American professional basketball player

Wendell Stuart McKines (born August 18, 1988) is an American former professional basketball player. He is known for his moniker as Mr. Wensday.

==High school career==
Born in Oakland, California, McKines averaged 35.0 points, 15.0 rebounds and 3.4 blocks as a senior for Richmond High School, and led the RHS Oilers to a 22-9 finish and a North Coast Section Division II Championship in 2007. He is No. 6 on the all-time scoring list in California with 3,034 career points. He was named the San Francisco Chronicle Metro Area and Contra Costa Times Boys Player of the Year. He was also a first team all-state selection and Alameda/Contra Costa Athletic League Co-Most Valuable Player. ESPN listed him as the No. 22 small forward in the Class of 2007 while Scout.com placed him at the No. 37 power forward spot. Statistically, he ranked in the top 10 in four categories in California. He is No. 4 in career rebounds (1,523), No. 6 in career scoring average (30.3) and No. 9 in season-single scoring (1,080) in addition to the No. 6 position on the all-time scoring list, which includes the likes of Jason Kidd. He reached the 40-point or more plateau 11 times and scored over 50 points twice. He committed to play for New Mexico State University in 2007.

==College career==
As a freshman, McKines played in all 35 games and started in 12 of them. He averaged 6.4 points and 5.9 rebounds per contest, which ranked fourth on the team. McKines shot 57.3 percent from the field and he recorded 27 assists, 14 blocks and 20 steals.

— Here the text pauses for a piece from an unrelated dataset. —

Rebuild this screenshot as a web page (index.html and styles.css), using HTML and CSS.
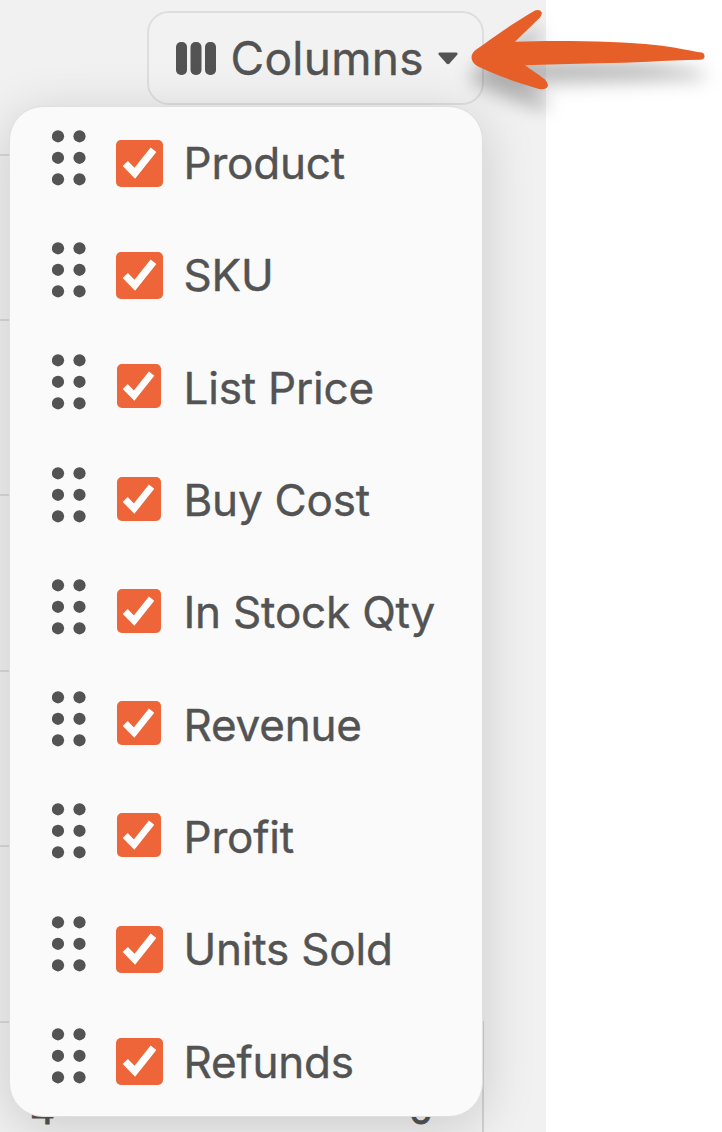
FILE: index.html
```html
<!DOCTYPE html>
<html lang="en">
<head>
<meta charset="utf-8">
<title>Columns</title>
<link rel="stylesheet" href="styles.css">
</head>
<body>
<svg class="symbols" aria-hidden="true">
  <symbol id="grip" viewBox="0 0 34 56">
    <circle cx="6" cy="6.3" r="6.1"/><circle cx="27.5" cy="6.3" r="6.1"/>
    <circle cx="6" cy="27.8" r="6.1"/><circle cx="27.5" cy="27.8" r="6.1"/>
    <circle cx="6" cy="49.3" r="6.1"/><circle cx="27.5" cy="49.3" r="6.1"/>
  </symbol>
  <symbol id="check" viewBox="0 0 47 47">
    <path d="M9.3 23.5 18.8 33.3 37.500 9.800" fill="none" stroke="#fff" stroke-width="7.300"/>
  </symbol>
</svg>
<main class="app">
  <header class="toolbar">
    <button class="columns-button">
      <svg class="bars" viewBox="0 0 40 33"><rect width="11" height="33" rx="5"/><rect x="14.5" width="11" height="33" rx="5"/><rect x="29" width="11" height="33" rx="5"/></svg>
      <span class="button-label">Columns</span>
      <svg class="caret" viewBox="0 0 20 13"><path d="M1.5.5H18.500Q20.500 1 19 3L11.500 11.500Q10 13 8.500 11.500L1 3Q-.5 1 1.500.5Z"/></svg>
    </button>
  </header>
  <section class="table">
    <div class="line first"></div>
    <div class="line"></div>
    <div class="line"></div>
    <div class="line"></div>
    <div class="line"></div>
    <div class="line last"><span>4</span><span>0</span></div>
  </section>
  <ul class="menu">
    <li class="item"><svg class="grip"><use href="#grip"/></svg><span class="box large"><svg><use href="#check"/></svg></span><span class="name">Product</span></li>
    <li class="item"><svg class="grip"><use href="#grip"/></svg><span class="box large"><svg><use href="#check"/></svg></span><span class="name">SKU</span></li>
    <li class="item"><svg class="grip"><use href="#grip"/></svg><span class="box"><svg><use href="#check"/></svg></span><span class="name">List Price</span></li>
    <li class="item"><svg class="grip"><use href="#grip"/></svg><span class="box"><svg><use href="#check"/></svg></span><span class="name">Buy Cost</span></li>
    <li class="item"><svg class="grip"><use href="#grip"/></svg><span class="box"><svg><use href="#check"/></svg></span><span class="name">In Stock Qty</span></li>
    <li class="item"><svg class="grip"><use href="#grip"/></svg><span class="box"><svg><use href="#check"/></svg></span><span class="name">Revenue</span></li>
    <li class="item"><svg class="grip"><use href="#grip"/></svg><span class="box"><svg><use href="#check"/></svg></span><span class="name">Profit</span></li>
    <li class="item"><svg class="grip"><use href="#grip"/></svg><span class="box large"><svg><use href="#check"/></svg></span><span class="name">Units Sold</span></li>
    <li class="item"><svg class="grip"><use href="#grip"/></svg><span class="box large"><svg><use href="#check"/></svg></span><span class="name">Refunds</span></li>
  </ul>
</main>
<svg class="arrow" viewBox="0 0 262 110">
  <path d="M17 49C33 38 53 23 75 10.500Q80 9 81.800 12.500Q82.200 15 80 17.500L55 41.800C100 40 160 41.500 195 45C214 47 231 51 242 52.600Q245 53.500 244.500 57Q244 59.800 240 59.800C205 60.500 170 63 140 63.300C110 63.600 87 65 65 65.200C72 70 79 75 85 79.500Q89 83.500 87.500 87Q85 90.300 79 89C59 83 39 76.500 18 66.500C9 61 10 53.500 17 49Z"/>
</svg>
</body>
</html>
```
FILE: styles.css
```css
* { box-sizing: border-box; }
body {
  margin: 0;
  width: 722px;
  height: 1132px;
  overflow: hidden;
  position: relative;
  background: #fff;
  color: #535353;
  font-family: Inter, "Liberation Sans", sans-serif;
}
.symbols { position: absolute; width: 0; height: 0; }
.app {
  position: relative;
  width: 545.5px;
  height: 1132px;
  overflow: hidden;
  background: #f1f1f1;
}
.toolbar {
  display: flex;
  justify-content: flex-end;
  padding: 11px 62px 0 0;
  height: 106px;
}
.columns-button {
  display: flex;
  align-items: center;
  width: 337px;
  height: 94px;
  padding: 0 0 0 27px;
  border: 2px solid #dedede;
  border-radius: 22px;
  background: #f2f2f2;
  color: inherit;
  font: 400 46px/60px Inter, "Liberation Sans", sans-serif;
  letter-spacing: .3px;
  -webkit-text-stroke: .4px #535353;
}
.bars { width: 40px; height: 33px; fill: #535353; }
.button-label { width: 193px; margin-left: 15px; text-align: left; white-space: nowrap; }
.caret { width: 20px; height: 13px; margin-left: 14px; fill: #535353; }
.table {
  width: 482px;
  height: 1026px;
  padding-top: 48px;
}
.line { height: 175.500px; border-top: 2px solid #d9d9d9; }
.first { height: 164.500px; }
.last {
  display: flex;
  justify-content: space-between;
  width: 484px;
  height: 111px;
  padding: 60px 49px 0 30px;
  border-right: 2px solid #d2d2d2;
  font-size: 39px;
  line-height: 54px;
  -webkit-text-stroke: .8px #535353;
}
.menu {
  position: absolute;
  left: 9px;
  top: 106px;
  width: 474px;
  height: 1010.500px;
  margin: 0;
  padding: 0 0 0 42px;
  list-style: none;
  background: #fafafa;
  border: 1px solid #dfdfdf;
  border-radius: 34px;
  box-shadow: 0 10px 54px rgba(0, 0, 0, .165);
}
.item { display: flex; align-items: center; height: 112.300px; }
.grip { width: 34px; height: 56px; margin: -11px 31px 0 -.5px; fill: #535353; }
.box {
  flex: none;
  display: flex;
  width: 44px;
  height: 44px;
  margin: -3px 23px 0 0;
  border-radius: 5px;
  background: #ed6538;
}
.box.large { width: 47px; height: 47px; margin: 0 21px 0 -1px; }
.box svg { width: 100%; height: 100%; }
.box:not(.large) svg { transform: translate(-.5px, .5px); }
.name {
  font-size: 44px;
  line-height: 60px;
  letter-spacing: -.2px;
  white-space: nowrap;
  -webkit-text-stroke: .4px #535353;
}
.arrow {
  position: absolute;
  left: 460px;
  top: 0;
  width: 262px;
  height: 110px;
  overflow: visible;
  fill: #e65f29;
  filter: drop-shadow(0 19px 9px rgba(0, 0, 0, .27));
}
```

During his sophomore season, he increased his production, especially on the boards. He led the Western Athletic Conference (WAC) with 10.0 rebounds per game, which was No. 18 in the country. He collected 319 boards, a mark that ranked fifth on the school's single-season list. Offensively, he averaged 12.1 points per contest and shot 48.6 percent from the field and 38.5 from the 3-point line. He played in all 32 games and started in 27. He tallied 52 assists, 36 steals and 22 blocks, 16 double-doubles and led the team in rebounding on 28 occasions.

In his junior season, he started in 23 games for the Aggies, averaging 10.7 points and 9.8 rebounds per game, a team-best mark, en route to helping the Aggies to a WAC Tournament title and NCAA Tournament appearance. He shot 48.2 percent from the field, 37.2 percent from 3-point line and 56.5 percent at the free-throw line. He also had 74 assists, 17 blocks and 15 steals. He ranked first in the WAC in conference games with 9.8 rebounds per game. He also posted nine double-doubles (27 in his career), and was an honorable mention All-WAC selection.

Before the start of his senior season, he suffered a broken foot during practice and redshirted the entire 2010-2011 season.

In his final season, he averaged 18.7 points and 10.7 rebounds per game, which led both the Aggies and WAC and was No. 8 in the NCAA in rebounds per game and No. 29 in points per game, while also shot 46.1 percent from field, 35.2 percent from 3-point line and 76.0 percent from free-throw line. He also posted 20 double-doubles as a senior, which ranked fifth in the nation, and totaled 47 career double-doubles as an Aggie. He was named the 2012 WAC Tournament Most Valuable Player after leading the Aggies to their second conference tournament title in three years and 19th NCAA Tournament berth. He earned National Association of Basketball Coaches (NABC) All-District Six team and U.S. Basketball Writers Association (USBWA) All-District VIII team honors. He became only the second member of the 1,000-career point and 1,000-career rebound club at NM State, and was only the second player in school history along with Sam Lacey, second active player in the NCAA and 12th player in WAC history to achieve the feat.

He ended his college career as No. 2 on the school's all-time rebounding list (1,135) and No. 8 on the all-time scoring list (1,521). He ranked third in both games played (126) and minutes played (3,576) in school history. He was tied for eighth in career rebounding average (9.0), 10th in career blocked shots (66), ninth in career field goals made (582), eighth in career field goals attempted (1,194) and ninth in career free throw attempts (432).

==Professional career==
McKines went undrafted in the 2012 NBA draft, making him an unrestricted free agent. He then played in professional leagues overseas in France, Philippines, South Korea, and Israel. He recently suited up for the Rain or Shine Elasto Painters in the PBA.

On July 4, 2015, he registered a career-high 53 points (18 in the fourth quarter), together with 17 boards, five assists, five blocks, and two steals in 43 minutes as he singlehandedly carried Rain or Shine to victory against San Miguel that tied their semifinal series with one game apiece.

On November 3, 2019, McKines returned to Israel for a second stint, signing with Maccabi Ra'anana of the Israeli National League as an injury cover for Tyler Wideman. On November 22, 2019, he parted ways with Ra'anana after appearing in three games.